In 2020, the United States Department of Defense accused SADAT of training Syrians who were sent to support pro-Turkish forces in Libya.

According to a report by the United States Africa Command, the Syrian mercenaries are paid and supervised by SADAT trainers who also trained other militias in Libya.

In March 2021, the United Nations released a report which mention that SADAT violated the UN resolutions in Libya.

===Involvement in 2020 Nagorno-Karabakh war===
SADAT has allegedly been responsible for recruiting, equipping, and transporting Syrian mercenaries to Azerbaijan, in order to fight at the 2020 Nagorno-Karabakh war.

===Involvement in Sahel===
According to 2024 reports, it has sent Syrian mercenaries to Niger. SADAT denied the accusations.

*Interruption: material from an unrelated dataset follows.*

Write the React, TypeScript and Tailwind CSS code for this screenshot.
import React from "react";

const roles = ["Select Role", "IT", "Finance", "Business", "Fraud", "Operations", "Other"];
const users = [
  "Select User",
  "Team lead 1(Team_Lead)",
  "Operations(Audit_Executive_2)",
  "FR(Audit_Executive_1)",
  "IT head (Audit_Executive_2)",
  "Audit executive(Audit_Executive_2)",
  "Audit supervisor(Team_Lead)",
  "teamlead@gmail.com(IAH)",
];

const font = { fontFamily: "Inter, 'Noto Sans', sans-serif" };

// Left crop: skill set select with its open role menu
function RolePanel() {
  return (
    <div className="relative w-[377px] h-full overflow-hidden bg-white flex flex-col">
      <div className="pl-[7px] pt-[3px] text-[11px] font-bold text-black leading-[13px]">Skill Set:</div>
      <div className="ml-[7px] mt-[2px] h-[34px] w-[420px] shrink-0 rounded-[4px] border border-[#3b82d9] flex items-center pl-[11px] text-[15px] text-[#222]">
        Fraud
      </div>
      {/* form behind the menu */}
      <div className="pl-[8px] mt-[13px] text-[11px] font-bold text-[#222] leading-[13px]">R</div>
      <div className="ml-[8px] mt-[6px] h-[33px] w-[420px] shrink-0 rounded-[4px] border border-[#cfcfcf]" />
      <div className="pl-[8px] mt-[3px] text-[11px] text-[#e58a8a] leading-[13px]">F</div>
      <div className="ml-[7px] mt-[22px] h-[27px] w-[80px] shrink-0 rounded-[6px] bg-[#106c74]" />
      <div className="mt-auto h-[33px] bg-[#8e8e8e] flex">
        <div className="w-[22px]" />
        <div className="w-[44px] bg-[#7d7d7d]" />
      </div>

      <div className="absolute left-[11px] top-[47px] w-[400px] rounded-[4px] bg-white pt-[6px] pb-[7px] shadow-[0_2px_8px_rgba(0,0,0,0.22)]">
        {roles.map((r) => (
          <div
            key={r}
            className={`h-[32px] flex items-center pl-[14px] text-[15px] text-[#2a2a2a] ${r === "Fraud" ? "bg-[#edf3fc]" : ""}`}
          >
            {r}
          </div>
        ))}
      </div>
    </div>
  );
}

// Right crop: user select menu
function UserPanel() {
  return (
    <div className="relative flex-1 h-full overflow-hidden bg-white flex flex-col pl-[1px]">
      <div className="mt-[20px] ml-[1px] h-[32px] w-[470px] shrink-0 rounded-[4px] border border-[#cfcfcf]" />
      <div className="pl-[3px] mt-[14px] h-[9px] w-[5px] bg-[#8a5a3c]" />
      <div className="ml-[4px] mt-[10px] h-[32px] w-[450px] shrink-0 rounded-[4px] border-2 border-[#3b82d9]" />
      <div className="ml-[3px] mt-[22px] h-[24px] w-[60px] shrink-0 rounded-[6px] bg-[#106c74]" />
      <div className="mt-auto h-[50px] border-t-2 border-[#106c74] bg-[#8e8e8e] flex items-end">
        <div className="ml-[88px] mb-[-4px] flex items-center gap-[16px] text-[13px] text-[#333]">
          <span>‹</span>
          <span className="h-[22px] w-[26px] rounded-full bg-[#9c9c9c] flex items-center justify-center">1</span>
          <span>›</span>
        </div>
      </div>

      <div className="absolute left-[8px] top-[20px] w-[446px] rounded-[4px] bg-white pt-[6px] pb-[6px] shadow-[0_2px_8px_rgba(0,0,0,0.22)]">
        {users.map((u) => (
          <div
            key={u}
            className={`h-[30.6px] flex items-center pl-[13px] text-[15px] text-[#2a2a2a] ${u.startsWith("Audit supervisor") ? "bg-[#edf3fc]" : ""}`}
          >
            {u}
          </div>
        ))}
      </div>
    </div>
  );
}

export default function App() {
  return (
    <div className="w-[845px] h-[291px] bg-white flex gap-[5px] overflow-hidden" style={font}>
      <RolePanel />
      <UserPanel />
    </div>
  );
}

=== Involvement in Somali Civil War ===

Somali President Hassan Sheikh Mohamud requested 3,000 mercenaries to counter insurgent advances in Middle Shabelle, a critical region near Mogadishu. The Turkish private military company Sadat, already training Somali forces, should deploy additional personnel to Mogadishu and Middle Shabelle to support government troops and secure a planned Turkish missile testing site on the coast, despite Al-Shabaab offensive. Turkey has sent 500 troops to Mogadishu as the first phase of a 2,500-strong force to bolster Somalia’s defenses, with two military aircraft delivering personnel and equipment, as reported by Caasimada Online.